Jack brushed Goofus’s head, back, and even his chest with the tickle stick, and Goofus, for his part, was clearly in heaven.
“He loves this,” Jack laughed.
“I’ve never fed him,” he added, “and he won’t let me touch him with my hands. But he’s definitely attracted to people. I hunt deer on the property with some friends and he’s always showing up, walking around and generally making a nuisance of himself. Sometimes he’ll hop right on top of our blinds! Talk about distracting….”

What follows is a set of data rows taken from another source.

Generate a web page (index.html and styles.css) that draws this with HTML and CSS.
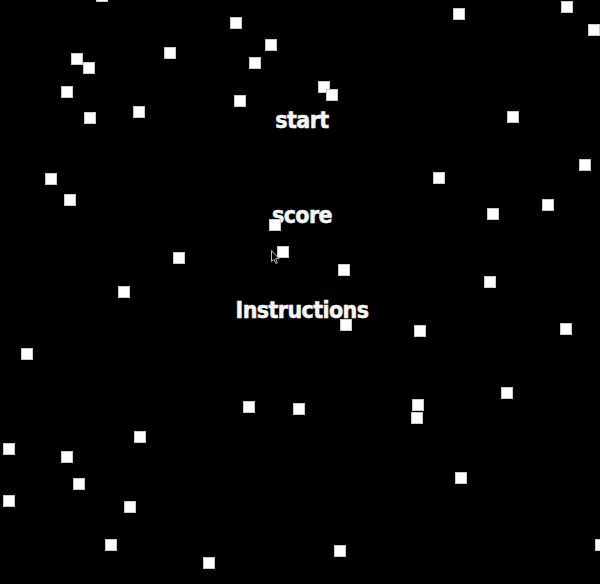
FILE: index.html
```html
<!DOCTYPE html>
<html>
<head>
<meta charset="utf-8">
<link rel="stylesheet" href="styles.css">
</head>
<body>
<div class="screen">
  <nav class="menu">
    <div class="item">start</div>
    <div class="item">score</div>
    <div class="item">Instructions</div>
  </nav>
  <div class="stars">
    <i class="star" style="left:96px;top:-10px"></i>
    <i class="star" style="left:230px;top:17px"></i>
    <i class="star" style="left:265px;top:39px"></i>
    <i class="star" style="left:249px;top:57px"></i>
    <i class="star" style="left:164px;top:47px"></i>
    <i class="star" style="left:71px;top:53px"></i>
    <i class="star" style="left:83px;top:62px"></i>
    <i class="star" style="left:61px;top:86px"></i>
    <i class="star" style="left:84px;top:112px"></i>
    <i class="star" style="left:133px;top:106px"></i>
    <i class="star" style="left:234px;top:95px"></i>
    <i class="star" style="left:45px;top:173px"></i>
    <i class="star" style="left:64px;top:194px"></i>
    <i class="star" style="left:318px;top:81px"></i>
    <i class="star" style="left:326px;top:89px"></i>
    <i class="star" style="left:453px;top:8px"></i>
    <i class="star" style="left:561px;top:1px"></i>
    <i class="star" style="left:588px;top:24px"></i>
    <i class="star" style="left:507px;top:111px"></i>
    <i class="star" style="left:579px;top:159px"></i>
    <i class="star" style="left:433px;top:172px"></i>
    <i class="star" style="left:542px;top:199px"></i>
    <i class="star" style="left:487px;top:208px"></i>
    <i class="star" style="left:338px;top:264px"></i>
    <i class="star" style="left:484px;top:276px"></i>
    <i class="star" style="left:340px;top:319px"></i>
    <i class="star" style="left:414px;top:325px"></i>
    <i class="star" style="left:560px;top:323px"></i>
    <i class="star" style="left:501px;top:387px"></i>
    <i class="star" style="left:412px;top:399px"></i>
    <i class="star" style="left:411px;top:412px"></i>
    <i class="star" style="left:293px;top:403px"></i>
    <i class="star" style="left:455px;top:472px"></i>
    <i class="star" style="left:334px;top:545px"></i>
    <i class="star" style="left:595px;top:539px"></i>
    <i class="star" style="left:173px;top:252px"></i>
    <i class="star" style="left:118px;top:286px"></i>
    <i class="star" style="left:21px;top:348px"></i>
    <i class="star" style="left:269px;top:219px"></i>
    <i class="star" style="left:277px;top:246px"></i>
    <i class="star" style="left:243px;top:401px"></i>
    <i class="star" style="left:134px;top:431px"></i>
    <i class="star" style="left:3px;top:443px"></i>
    <i class="star" style="left:61px;top:451px"></i>
    <i class="star" style="left:73px;top:478px"></i>
    <i class="star" style="left:3px;top:495px"></i>
    <i class="star" style="left:124px;top:501px"></i>
    <i class="star" style="left:105px;top:539px"></i>
    <i class="star" style="left:203px;top:557px"></i>
  </div>
  <svg class="cursor" width="10" height="15" viewBox="0 0 10 15">
    <path d="M0.5 0.5 L0.5 11.5 L3 9.2 L4.8 13.5 L6.4 12.8 L4.7 8.7 L8 8.7 Z" fill="#000" stroke="#bbb" stroke-width="1"/>
  </svg>
</div>
</body>
</html>
```
FILE: styles.css
```css
html, body {
  margin: 0;
  padding: 0;
  background: #000;
}

.screen {
  position: relative;
  width: 600px;
  height: 584px;
  background: #000;
  overflow: hidden;
}

.menu {
  display: flex;
  flex-direction: column;
  align-items: center;
  gap: 71px;
  padding-top: 108px;
  padding-left: 4px;
}

.item {
  font-family: "DejaVu Sans Condensed", "DejaVu Sans", sans-serif;
  font-stretch: condensed;
  font-weight: bold;
  font-size: 23px;
  line-height: 24px;
  letter-spacing: -0.6px;
  color: #f6f6f6;
  -webkit-text-stroke: 0.5px #f6f6f6;
}

.stars {
  position: absolute;
  inset: 0;
}

.star {
  position: absolute;
  width: 10px;
  height: 10px;
  background: #fff;
  border: 1px solid #c9c9c9;
}

.cursor {
  position: absolute;
  left: 271px;
  top: 250px;
}
```
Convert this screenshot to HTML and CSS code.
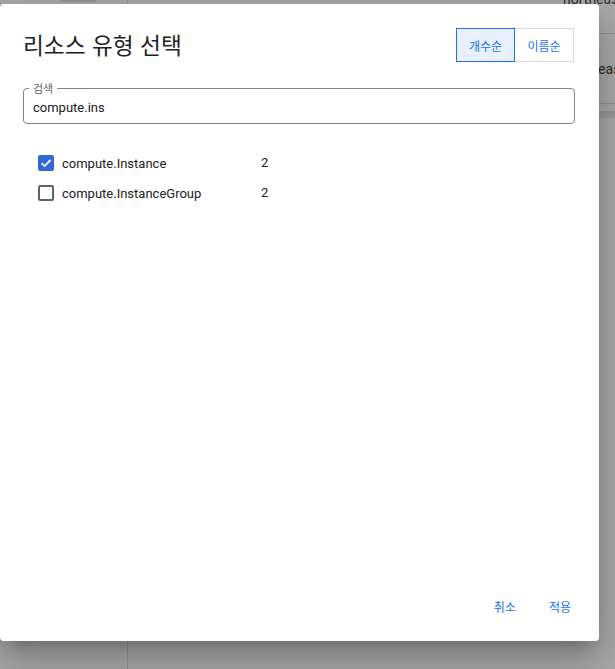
FILE: index.html
```html
<!DOCTYPE html>
<html lang="ko">
<head>
<meta charset="utf-8">
<title>리소스 유형 선택</title>
<link rel="stylesheet" href="styles.css">
</head>
<body>
<div class="page">
  <aside class="sidebar">
    <div class="side-btn"></div>
  </aside>
  <main class="content">
    <div class="bg-row bg-row-top"><span class="bg-text">northeast</span></div>
    <div class="bg-row"><span class="bg-text">northeast</span></div>
    <div class="bg-band"></div>
  </main>
</div>
<div class="scrim"></div>
<div class="dialog" role="dialog">
  <div class="dialog-head">
    <h1 class="title">리소스 유형 선택</h1>
    <div class="toggle">
      <button class="toggle-btn active">개수순</button>
      <button class="toggle-btn">이름순</button>
    </div>
  </div>
  <div class="field">
    <span class="field-label">검색</span>
    <span class="field-value">compute.ins</span>
  </div>
  <ul class="list">
    <li class="row">
      <span class="checkbox checked">
        <svg viewBox="0 0 16 16" width="16" height="16"><path d="M3.6 8.2 L6.6 11.1 L12.5 5" fill="none" stroke="#fff" stroke-width="1.8"/></svg>
      </span>
      <span class="row-label">compute.Instance</span>
      <span class="row-count">2</span>
    </li>
    <li class="row">
      <span class="checkbox"></span>
      <span class="row-label">compute.InstanceGroup</span>
      <span class="row-count">2</span>
    </li>
  </ul>
  <div class="dialog-foot">
    <button class="text-btn">취소</button>
    <button class="text-btn">적용</button>
  </div>
</div>
</body>
</html>
```

FILE: styles.css
```css
* { box-sizing: border-box; }
html, body { margin: 0; padding: 0; }
body {
  width: 615px;
  height: 669px;
  overflow: hidden;
  font-family: Roboto, "Noto Sans CJK KR", sans-serif;
  background: #fff;
  position: relative;
}
.page {
  display: flex;
  height: 669px;
}
.sidebar {
  width: 128px;
  border-right: 1px solid #dadce0;
  position: relative;
}
.side-btn {
  margin: 0 0 0 60px;
  width: 36px;
  height: 2px;
  background: #e0e0e0;
}
.content {
  flex: 1;
  display: flex;
  flex-direction: column;
  overflow: hidden;
}
.bg-row {
  height: 70px;
  border-bottom: 1px solid #dadce0;
  display: flex;
  align-items: center;
  font-size: 14px;
  color: #3c4043;
  white-space: nowrap;
  flex: none;
}
.bg-row-top {
  height: 43px;
  align-items: flex-start;
  margin-top: -9px;
}
.bg-text { margin-left: 437px; }
.bg-row-top .bg-text { margin-left: 435px; }
.bg-band {
  margin-top: 7px;
  height: 7px;
  background: #e8e8e8;
  flex: none;
}
.scrim {
  position: absolute;
  inset: 0;
  background: rgba(0, 0, 0, 0.33);
}
.dialog {
  position: absolute;
  left: 0;
  top: 4px;
  width: 599px;
  height: 637px;
  background: #fff;
  border-radius: 4px;
  box-shadow: 0 11px 15px -7px rgba(0,0,0,.2), 0 24px 38px 3px rgba(0,0,0,.14), 0 9px 46px 8px rgba(0,0,0,.12);
  padding: 24px 24px 17px 23px;
  display: flex;
  flex-direction: column;
}
.dialog-head {
  display: flex;
  justify-content: space-between;
  align-items: flex-start;
}
.title {
  margin: 0;
  font-family: "Noto Sans CJK KR", sans-serif;
  font-weight: 400;
  font-size: 22.7px;
  line-height: 32px;
  color: #202124;
  padding-top: 1px;
}
.toggle {
  display: flex;
  margin-right: 1px;
}
.toggle-btn {
  width: 59px;
  height: 34px;
  border: 1px solid #dadce0;
  background: #fff;
  color: #1a73e8;
  font-family: "Noto Sans CJK KR", sans-serif;
  font-size: 12px;
  padding: 0;
  margin: 0;
}
.toggle-btn.active {
  border-color: #1a73e8;
  background: #e8f0fe;
}
.toggle-btn + .toggle-btn { border-left: none; }
.field {
  margin-top: 26px;
  height: 36px;
  border: 1px solid #80868b;
  border-radius: 4px;
  position: relative;
  display: flex;
  align-items: center;
  padding-left: 9px;
}
.field-label {
  position: absolute;
  top: -8px;
  left: 5px;
  padding: 0 4px;
  background: #fff;
  font-family: "Noto Sans CJK KR", sans-serif;
  font-size: 11px;
  line-height: 14px;
  color: #5f6368;
}
.field-value {
  font-size: 13px;
  color: #202124;
  padding-top: 2px;
}
.list {
  list-style: none;
  margin: 24px 0 0;
  padding: 0 0 0 15px;
  flex: 1;
}
.row {
  height: 30px;
  display: flex;
  align-items: center;
}
.checkbox {
  width: 16px;
  height: 16px;
  border: 2px solid #5f6368;
  border-radius: 2px;
  flex: none;
  display: flex;
}
.checkbox.checked {
  border: none;
  background: #3367d6;
}
.row-label {
  margin-left: 8px;
  width: 199px;
  font-size: 13px;
  color: #202124;
}
.row-count {
  font-size: 13px;
  color: #202124;
  margin-top: -1px;
}
.dialog-foot {
  display: flex;
  justify-content: flex-end;
  gap: 17px;
  margin-right: -4px;
}
.text-btn {
  height: 36px;
  border: none;
  background: none;
  padding: 0 8px;
  font-family: "Noto Sans CJK KR", sans-serif;
  font-size: 12px;
  color: #1a73e8;
}
```
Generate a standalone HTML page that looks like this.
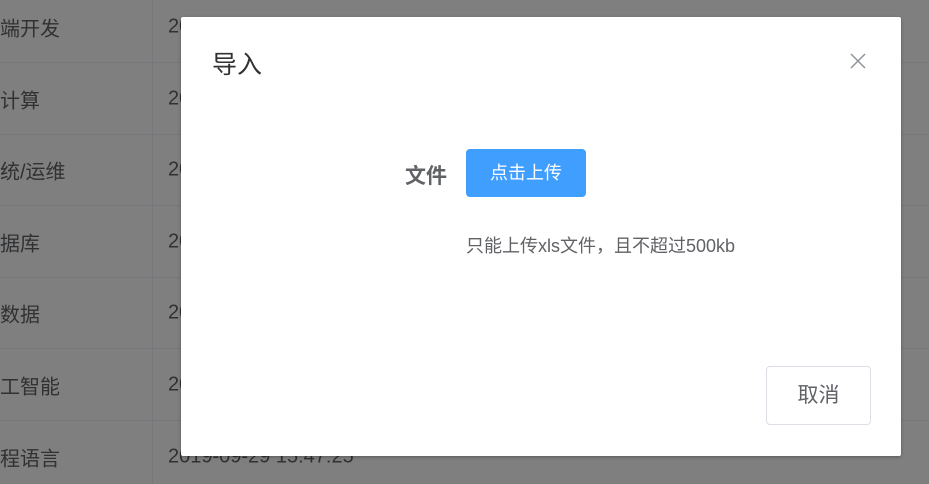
<!DOCTYPE html>
<html><head><meta charset="utf-8"><style>
html,body{margin:0;width:929px;height:484px;overflow:hidden}
body{background:#fff;font-family:"Liberation Sans","Noto Sans CJK SC",sans-serif;position:relative}
.bg{position:absolute;inset:0;background:#fff}
.row{position:absolute;left:0;width:929px;height:71px;border-bottom:1px solid #ebeef5;color:#606266;font-size:20px}
.row span{position:absolute;top:50%;transform:translateY(-50%)}
.c1{left:-20px}.c2{left:168px}
.vline{position:absolute;left:152px;top:0;width:1px;height:484px;background:#ebeef5}
.mask{position:absolute;inset:0;background:rgba(0,0,0,.5)}
.dlg{position:absolute;left:181px;top:17px;width:720px;height:439px;background:#fff;border-radius:2px;box-shadow:0 1px 3px rgba(0,0,0,.3)}
.title{position:absolute;left:31px;top:33px;font-size:25px;color:#303133;line-height:30px}
.close{position:absolute;left:669px;top:36px}
.lbl{position:absolute;left:224px;top:143px;font-size:21px;font-weight:bold;color:#606266}
.btn{position:absolute;left:285px;top:132px;width:120px;height:48px;background:#409eff;border-radius:4px;color:#fff;font-size:18px;text-align:center;line-height:48px}
.tip{position:absolute;left:285px;top:215px;font-size:18px;color:#606266}
.cancel{position:absolute;left:585px;top:349px;width:105px;height:59px;border:1px solid #dcdfe6;border-radius:4px;box-sizing:border-box;text-align:center;line-height:57px;font-size:21px;color:#606266}
</style></head><body>
<div class="bg"></div>
<div class="row" style="top:-9px"><span class="c1">前端开发</span><span class="c2">2019-09-29 15:47:25</span></div>
<div class="row" style="top:63px"><span class="c1">云计算</span><span class="c2">2019-09-29 15:47:25</span></div>
<div class="row" style="top:134px"><span class="c1">系统/运维</span><span class="c2">2019-09-29 15:47:25</span></div>
<div class="row" style="top:206px"><span class="c1">数据库</span><span class="c2">2019-09-29 15:47:25</span></div>
<div class="row" style="top:277px"><span class="c1">大数据</span><span class="c2">2019-09-29 15:47:25</span></div>
<div class="row" style="top:349px"><span class="c1">人工智能</span><span class="c2">2019-09-29 15:47:25</span></div>
<div class="row" style="top:421px;height:63px;border-bottom:0"><span class="c1" style="top:36px">编程语言</span><span class="c2" style="top:36px">2019-09-29 15:47:25</span></div>
<div class="vline"></div>
<div class="mask"></div>
<div class="dlg">
<div class="title">导入</div>
<svg class="close" width="16" height="16" viewBox="0 0 16 16"><path d="M1 1L15 15M15 1L1 15" stroke="#909399" stroke-width="1.5"/></svg>
<div class="lbl">文件</div>
<div class="btn">点击上传</div>
<div class="tip">只能上传xls文件，且不超过500kb</div>
<div class="cancel">取消</div>
</div>
</body></html>
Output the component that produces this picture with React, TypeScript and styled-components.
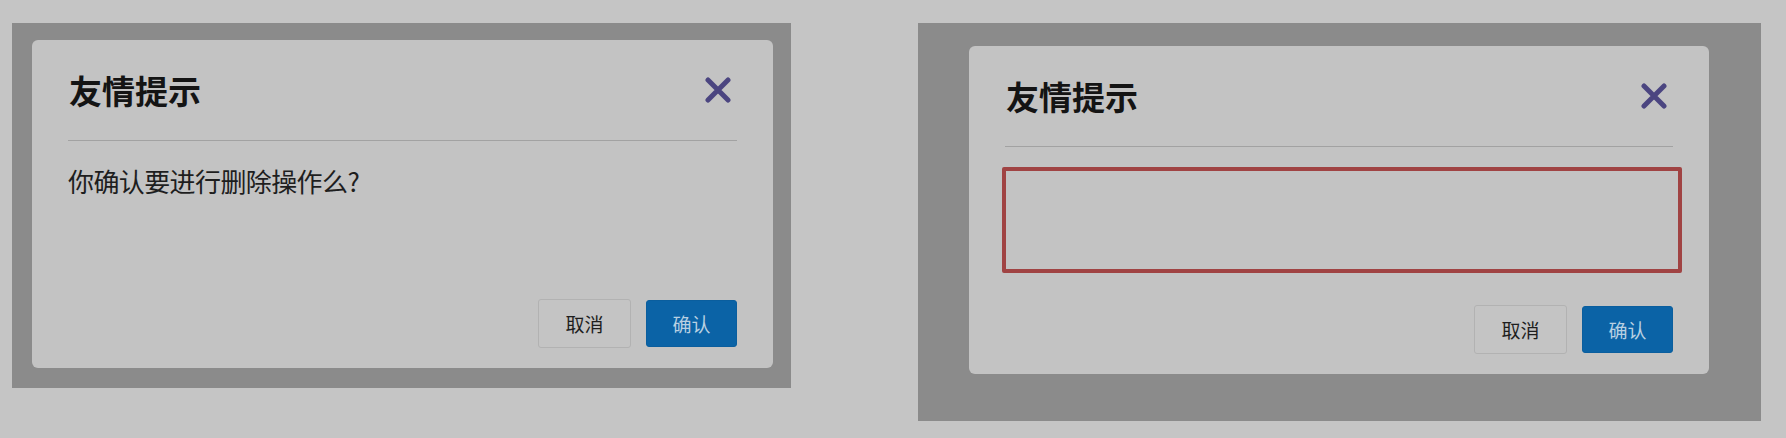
import React from "react";
import styled, { createGlobalStyle } from "styled-components";

const Global = createGlobalStyle`
  html, body { margin: 0; padding: 0; background: #c5c5c5; }
  body { font-family: "Noto Sans CJK SC", "Noto Sans", sans-serif; }
`;

const Page = styled.div`
  display: flex;
  align-items: flex-start;
  gap: 127px;
  padding: 23px 0 0 12px;
  width: 1786px;
  height: 438px;
  box-sizing: border-box;
`;

const Overlay = styled.div<{ $pad: string }>`
  background: #8b8b8b;
  padding: ${(p) => p.$pad};
`;

const Dialog = styled.div<{ $w: number }>`
  width: ${(p) => p.$w}px;
  height: 328px;
  box-sizing: border-box;
  background: #c3c3c3;
  border-radius: 6px;
  padding: 0 36px 20px;
  display: flex;
  flex-direction: column;
`;

const Header = styled.div`
  height: 100px;
  display: flex;
  align-items: center;
  justify-content: space-between;
  border-bottom: 1px solid #a2a2a2;
`;

const Title = styled.h3`
  margin: 0 0 0 1px;
  font-size: 33px;
  line-height: 40px;
  font-weight: 700;
  color: #141414;
`;

const Close = styled.button`
  margin-right: 5px;
  width: 28px;
  height: 28px;
  padding: 0;
  border: none;
  background: none;
  display: flex;
  align-items: center;
  justify-content: center;
  cursor: pointer;
`;

const Body = styled.div`
  padding-top: 20px;
  flex: 1;
`;

const Message = styled.p`
  margin: 0;
  font-size: 26px;
  line-height: 39px;
  letter-spacing: -0.6px;
  color: #1e1e1e;
`;

const Input = styled.div`
  width: 680px;
  height: 106px;
  box-sizing: border-box;
  margin-left: -3px;
  border: 4px solid #a04343;
  border-radius: 2px;
`;

const Footer = styled.div`
  display: flex;
  justify-content: flex-end;
  align-items: center;
  gap: 15px;
`;

const Button = styled.button<{ $primary?: boolean }>`
  font-family: "Noto Sans CJK SC", sans-serif;
  font-size: 19px;
  box-sizing: border-box;
  border-radius: 3px;
  cursor: pointer;
  padding: 0;
  width: ${(p) => (p.$primary ? 91 : 93)}px;
  height: ${(p) => (p.$primary ? 47 : 49)}px;
  background: ${(p) => (p.$primary ? "#0b63a6" : "#c4c4c4")};
  color: ${(p) => (p.$primary ? "#b8d0e2" : "#1e1e1e")};
  border: ${(p) => (p.$primary ? "1px solid #0a5e9e" : "1px solid #b2b2b2")};
`;

const XIcon = () => (
  <svg width="26" height="26" viewBox="0 0 26 26">
    <path
      d="M3 3 L23 23 M23 3 L3 23"
      stroke="#4b4580"
      strokeWidth="5"
      strokeLinecap="round"
    />
  </svg>
);

const Modal = ({
  width,
  children,
}: {
  width: number;
  children: React.ReactNode;
}) => (
  <Dialog $w={width}>
    <Header>
      <Title>友情提示</Title>
      <Close aria-label="关闭">
        <XIcon />
      </Close>
    </Header>
    <Body>{children}</Body>
    <Footer>
      <Button>取消</Button>
      <Button $primary>确认</Button>
    </Footer>
  </Dialog>
);

export default function App() {
  return (
    <>
      <Global />
      <Page>
        <Overlay $pad="17px 18px 20px 20px">
          <Modal width={741}>
            <Message>你确认要进行删除操作么?</Message>
          </Modal>
        </Overlay>
        <Overlay $pad="23px 52px 47px 51px">
          <Modal width={740}>
            <Input />
          </Modal>
        </Overlay>
      </Page>
    </>
  );
}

Wanting a photo of Goofus and Jack together, I eased off the machine and walked a few yards up the trail. But instead of hopping onto the ATV (which Jack says he does routinely), Goofus followed me! I dropped to the ground and eventually lay on my stomach, snapping photos the whole time. At one point while Goofus was within a couple feet of me I brushed an ant off my arm. He immediately bristled up, rushed me like a tiny bull, and pecked the back of my hand!
If I have any claim to fame, it’s that I’m one of the very few people in this world who’s actually been pecked by a ruffed grouse.
When it came time to leave, Jack said, “He’ll run after us until we get going too fast for him. He hardly ever flies; in fact, for a long time we weren’t sure he could fly. Then one day he suddenly raised his crest, clucked a couple of times, and took off. A few seconds later I saw my wife, Jan, walking up the trail. I didn’t know she was coming, but Goofus obviously did.”
Sure enough, Goofus kept pace with us for a while, then dropped back and faded from sight. But not from memory, although I occasionally find myself thinking back and wondering, “Did that really happen?”